Benoît XVI cherche alors à rencontrer des victimes de ces actes pour établir un contact réparateur et il renforce la formation du clergé sur le sujet.
Mais beaucoup critiquent l’inaction de l’Eglise vis-à-vis des prêtres incriminés qu’elle se contente souvent de changer d’affectation géographique.
La démission de 2013
Mais ce pour quoi Benoît XVI restera dans l’histoire, c’est sans doute avant tout… sa démission. Un coup de tonnerre au sein de l’Eglise, en février 2013.
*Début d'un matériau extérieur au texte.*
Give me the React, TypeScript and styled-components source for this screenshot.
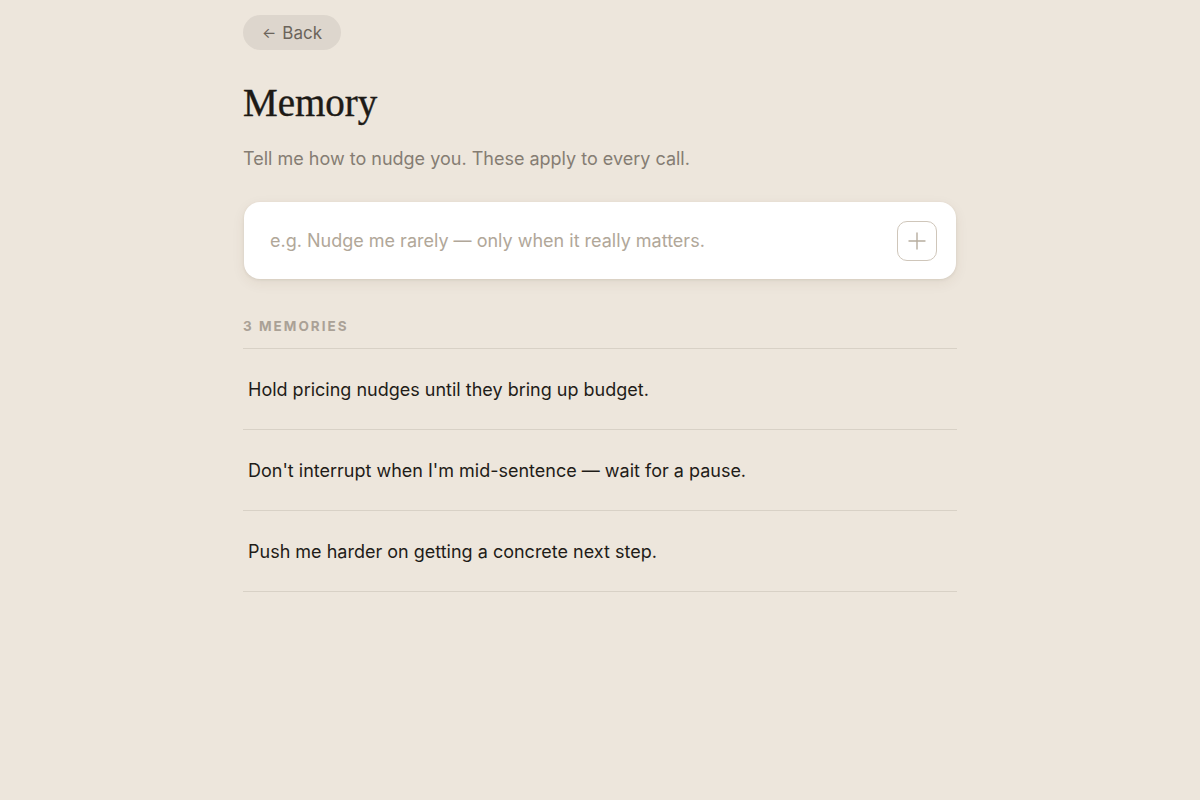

A peine huit ans après son élection, le souverain pontife déclare :
"Après avoir examiné ma conscience devant Dieu, à diverses reprises, je suis parvenu à la certitude que mes forces, en raison de l’avancement de mon âge, ne sont plus aptes à exercer adéquatement le ministère pétrinien".
Dans la dernière biographie autorisée de Joseph Ratzinger, celle signée de Peter Seewald et publiée en mai 2020 ("Benoît XVI - Une vie"), l’ancien pape expliquait qu’outre son âge et sa santé vacillante, le scandale de corruption au Vatican, les "Vatileaks", aurait été l’un des motifs de sa démission en février 2013.
Son "amitié" avec François
Joseph Ratzinger estimait impossible que deux papes coexistent, mais il assurait que ses relations à son successeur, le pape François, étaient amicales.
Pourtant, certains l’ont soupçonné de vouloir tuer dans l’œuf les efforts du souverain pontife pour moderniser l’Eglise, par exemple en réaffirmant avec force, dans un ouvrage copublié avec le cardinal guinéen ultra-conservateur Robert Sarah, son attachement au célibat des prêtres.
Devant le tollé provoqué par l’ouvrage, l’Allemand avait demandé à ce que son nom soit retiré de la couverture, ainsi que des passages cosignés.
Une biographie qui ne dévoile pas tout
L’un des secrets qu’aura gardé Joseph Ratzinger jusqu’à sa mort, c’est la vérité sur un amour qu’il aurait ressenti jeune homme, évoqué dans la biographie de Peter Seewald : "Le secret portait un nom. Un nom féminin. Il n’a jamais été dévoilé."